If the error codes could be limited to statements that are valid truths
irrespective of hypothetical answers, that would look cleaner but
supports only error codes that state such valid truths. Conceptually, it
would not so much be an "error" field but a "things I'm telling you in
advance I can't do".
Of the list in Table 4, I'd say that
* 0 is not applicable (it's a server response)
* 1 should not be expected to be recoverable, and in this model of
thought becomes very fuzzy. ("Give me that, but I know I can't act on
it...?")
* 2 is fine as long as it relates to the number of the option it doesn't
understand but not the value (The statement would be "I don't support
option X" -- something the pledge could have even said in advance).

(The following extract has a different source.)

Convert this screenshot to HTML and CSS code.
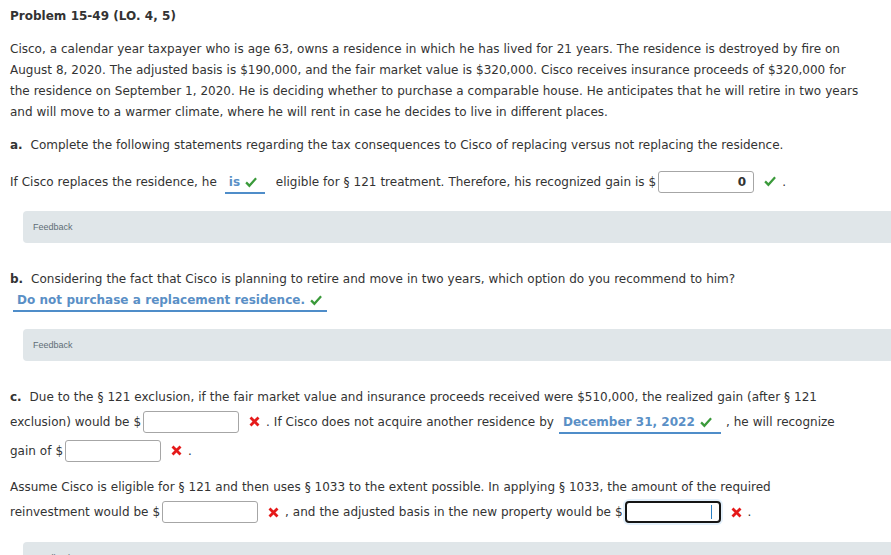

* 3 is not good but can easily be fixed by indicating a key ID rather
than an index in a list whose indices will change when the server
tries to do better.
* 4 is fine (that, like with 2, is something the pledge could even have
said in advance).
From the discussion before I take it that this is something that can
easily be fixed; if you want me to look at the changes you'd make to
accommodate this, I'd be happy to have a brief look. (Just please CC me,
I'm not actively reading the 6tisch list).
Have a good flight
Christian
[1]: https://tools.ietf.org/html/draft-ietf-6tisch-minimal-security-09
--
To use raw power is to make yourself infinitely vulnerable to greater powers.